▶ EXERCISE REQUIREMENTS
In the records below, pick out all lines containing the word "this".

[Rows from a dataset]

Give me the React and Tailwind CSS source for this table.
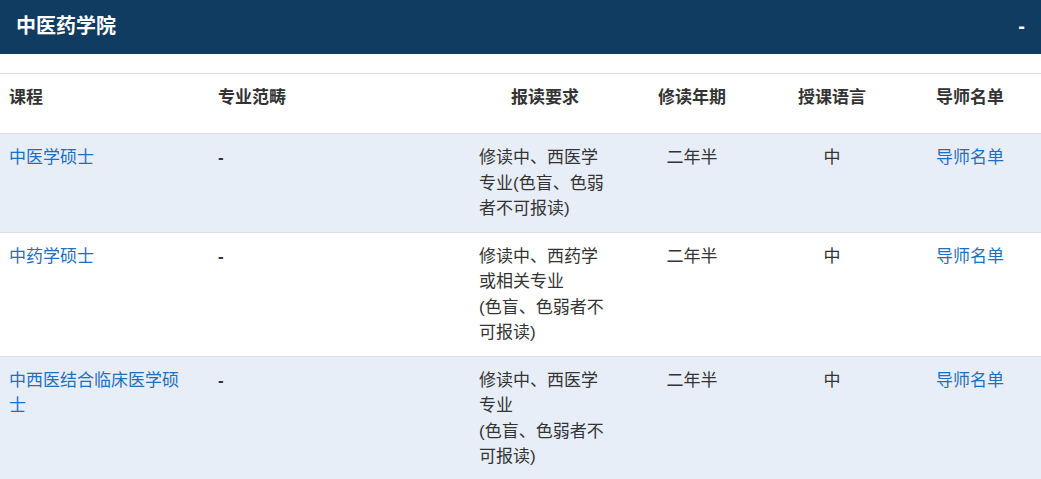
const rows = [
  {
    curso: ['中医学硕士'],
    req: ['修读中、西医学', '专业(色盲、色弱', '者不可报读)'],
    bg: 'bg-[#e7eef8]',
  },
  {
    curso: ['中药学硕士'],
    req: ['修读中、西药学', '或相关专业', '(色盲、色弱者不', '可报读)'],
    bg: 'bg-white',
  },
  {
    curso: ['中西医结合临床医学硕', '士'],
    req: ['修读中、西医学', '专业', '(色盲、色弱者不', '可报读)'],
    bg: 'bg-[#e7eef8]',
  },
];

const cols = 'grid grid-cols-[210px_261px_148px_146px_134px_142px]';

function App() {
  return (
    <div
      className="w-[1041px] bg-white text-[17px] leading-[25.5px] text-[#333]"
      style={{ fontFamily: '"Liberation Sans", "Noto Sans CJK SC", sans-serif' }}
    >
      {/* Barra de título */}
      <div className="h-[54px] bg-[#103c62] flex items-center justify-between pl-[16px] pr-[16px]">
        <h2 className="text-[20px] font-bold text-white">中医药学院</h2>
        <span className="text-white font-bold text-[20px]">-</span>
      </div>

      <div className="h-[19px]" />

      {/* Cabecera de la tabla */}
      <div className={`${cols} border-t border-[#dddddd] h-[60px] font-bold`}>
        <div className="pl-[9px] pt-[11px]">课程</div>
        <div className="pl-[8px] pt-[11px]">专业范畴</div>
        <div className="text-center pt-[11px]">报读要求</div>
        <div className="text-center pt-[11px]">修读年期</div>
        <div className="text-center pt-[11px]">授课语言</div>
        <div className="text-center pt-[11px]">导师名单</div>
      </div>

      {/* Filas */}
      {rows.map((r, i) => (
        <div key={i} className={`${cols} border-t border-[#dddddd] ${r.bg} pt-[11px] pb-[10px]`}>
          <div className="pl-[9px] text-[#1f6fbf] whitespace-nowrap">
            {r.curso.map((l, j) => (
              <div key={j}>{l}</div>
            ))}
          </div>
          <div className="pl-[8px] font-bold">-</div>
          <div className="pl-[8px] whitespace-nowrap">
            {r.req.map((l, j) => (
              <div key={j}>{l}</div>
            ))}
          </div>
          <div className="text-center">二年半</div>
          <div className="text-center">中</div>
          <div className="text-center text-[#1f6fbf]">导师名单</div>
        </div>
      ))}
    </div>
  );
}

export default App;
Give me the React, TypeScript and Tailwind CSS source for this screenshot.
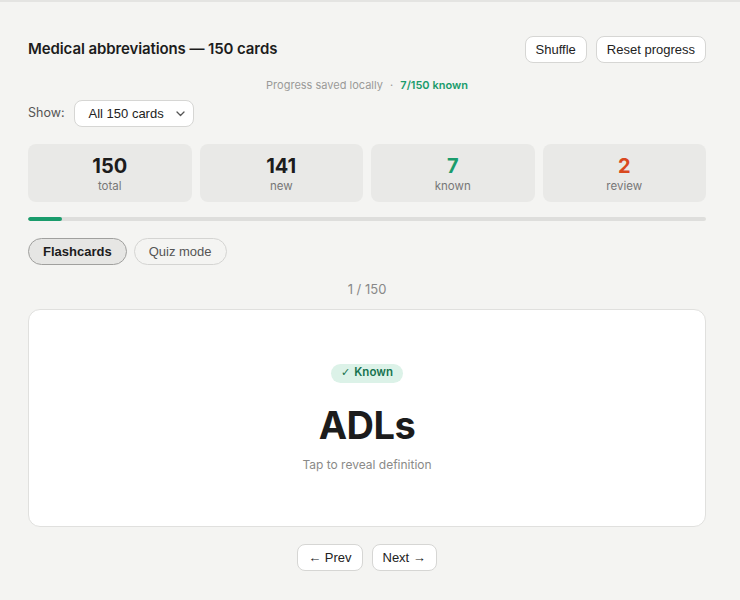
import React, { useState } from 'react';

const stats = [
  { value: '150', label: 'total', color: 'text-[#1c1c1c]' },
  { value: '141', label: 'new', color: 'text-[#1c1c1c]' },
  { value: '7', label: 'known', color: 'text-[#1a9c6c]' },
  { value: '2', label: 'review', color: 'text-[#d9491f]' },
];

// form controls render in Helvetica-like font, the rest in the UI sans
const ctrl = 'font-[Liberation_Sans,Arial,sans-serif]';

const App: React.FC = () => {
  const [mode, setMode] = useState<'flash' | 'quiz'>('flash');
  const known = 7;
  const total = 150;

  const btn = `h-[27px] px-[10px] rounded-[8px] bg-white border border-[#d6d6d4] text-[13px] text-[#222] ${ctrl}`;
  const tab = (active: boolean) =>
    `h-[27px] px-[14px] rounded-full text-[13px] ${ctrl} ${
      active ? 'bg-[#e6e6e4] border border-[#a0a09e] font-bold text-[#1c1c1c]' : 'border border-[#d4d4d2] text-[#555]'
    }`;

  return (
    <div className="min-h-screen bg-[#f4f4f2] border-t-2 border-[#e4e4e2] text-[#1c1c1c] font-[Inter,Liberation_Sans,sans-serif]">
      <div className="w-[678px] ml-[28px] pt-[34px]">
        {/* header */}
        <div className="flex items-center justify-between h-[27px]">
          <h1 className="text-[15px] font-semibold tracking-[-0.1px]">Medical abbreviations — 150 cards</h1>
          <div className="flex gap-[9px]">
            <button className={btn}>Shuffle</button>
            <button className={btn}>Reset progress</button>
          </div>
        </div>

        <p className="mt-[14px] text-center text-[11px] leading-[16px] text-[#9a9a98]">
          Progress saved locally <span className="mx-[4px]">·</span>{' '}
          <span className="font-semibold text-[#1a9c6c]">{known}/{total} known</span>
        </p>

        {/* filter */}
        <div className="mt-[7px] flex items-center gap-[9px]">
          <span className="text-[12.5px] text-[#555]">Show:</span>
          <div
            className={`relative w-[120px] h-[27px] rounded-[8px] bg-white border border-[#d6d6d4] flex items-center pl-[14px] text-[13px] text-[#222] ${ctrl}`}
          >
            All 150 cards
            <svg className="absolute right-[8px] top-[10px]" width="9" height="6" viewBox="0 0 9 6" fill="none">
              <path d="M1 1l3.5 3.5L8 1" stroke="#555" strokeWidth="1.3" strokeLinecap="round" strokeLinejoin="round" />
            </svg>
          </div>
        </div>

        {/* stats */}
        <div className="mt-[17px] grid grid-cols-4 gap-[8px]">
          {stats.map(s => (
            <div key={s.label} className="h-[58px] rounded-[8px] bg-[#e9e9e7] flex flex-col items-center justify-center">
              <div className={`text-[20px] leading-[24px] font-bold ${s.color}`}>{s.value}</div>
              <div className="mt-[1px] text-[11.5px] leading-[14px] text-[#777]">{s.label}</div>
            </div>
          ))}
        </div>

        {/* progress */}
        <div className="mt-[15px] h-[4px] rounded-full bg-[#dededc] overflow-hidden">
          <div className="h-full rounded-full bg-[#1a9c6c]" style={{ width: `${(known / total) * 100 + 0.3}%` }} />
        </div>

        {/* tabs */}
        <div className="mt-[17px] flex gap-[7px]">
          <button onClick={() => setMode('flash')} className={tab(mode === 'flash')}>
            Flashcards
          </button>
          <button onClick={() => setMode('quiz')} className={tab(mode === 'quiz')}>
            Quiz mode
          </button>
        </div>

        <p className="mt-[15px] text-center text-[13px] leading-[18px] text-[#888]">1 / 150</p>

        {/* card */}
        <div className="mt-[11px] h-[218px] rounded-[12px] bg-white border border-[#e0e0de] flex flex-col items-center justify-center">
          <span className="h-[19px] px-[10px] rounded-full bg-[#dcf2e8] text-[#17734f] text-[11.5px] font-semibold flex items-center gap-[4px]">
            <span className="font-[DejaVu_Sans,sans-serif] text-[11px]">✓</span>
            Known
          </span>
          <div className="mt-[19px] text-[38px] leading-[46px] font-bold tracking-[-0.5px] text-[#1c1c1c]">ADLs</div>
          <div className="mt-[9px] text-[12px] leading-[16px] text-[#8a8a88]">Tap to reveal definition</div>
        </div>

        {/* nav */}
        <div className="mt-[17px] flex justify-center gap-[9px]">
          <button className={btn}>← Prev</button>
          <button className={btn}>Next →</button>
        </div>
      </div>
    </div>
  );
};

export default App;
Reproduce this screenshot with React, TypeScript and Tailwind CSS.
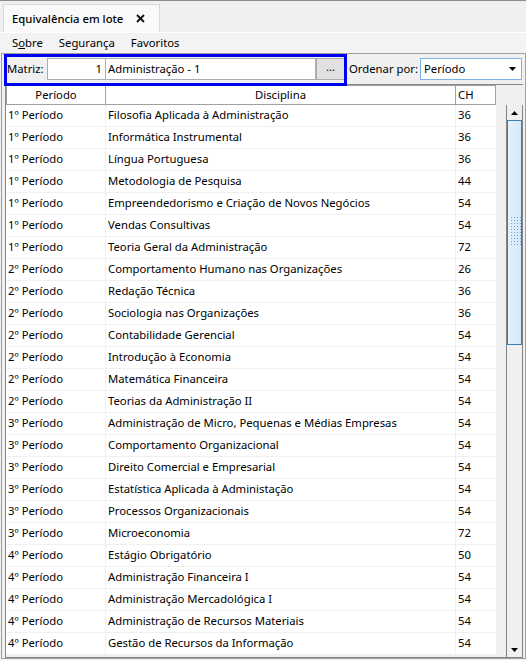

▶ OUTPUT BELOW
Give me the React and Tailwind CSS source for this table.
Give me the React, TypeScript and Tailwind CSS source for this screenshot.
Reproduce this screenshot with React, TypeScript and Tailwind CSS.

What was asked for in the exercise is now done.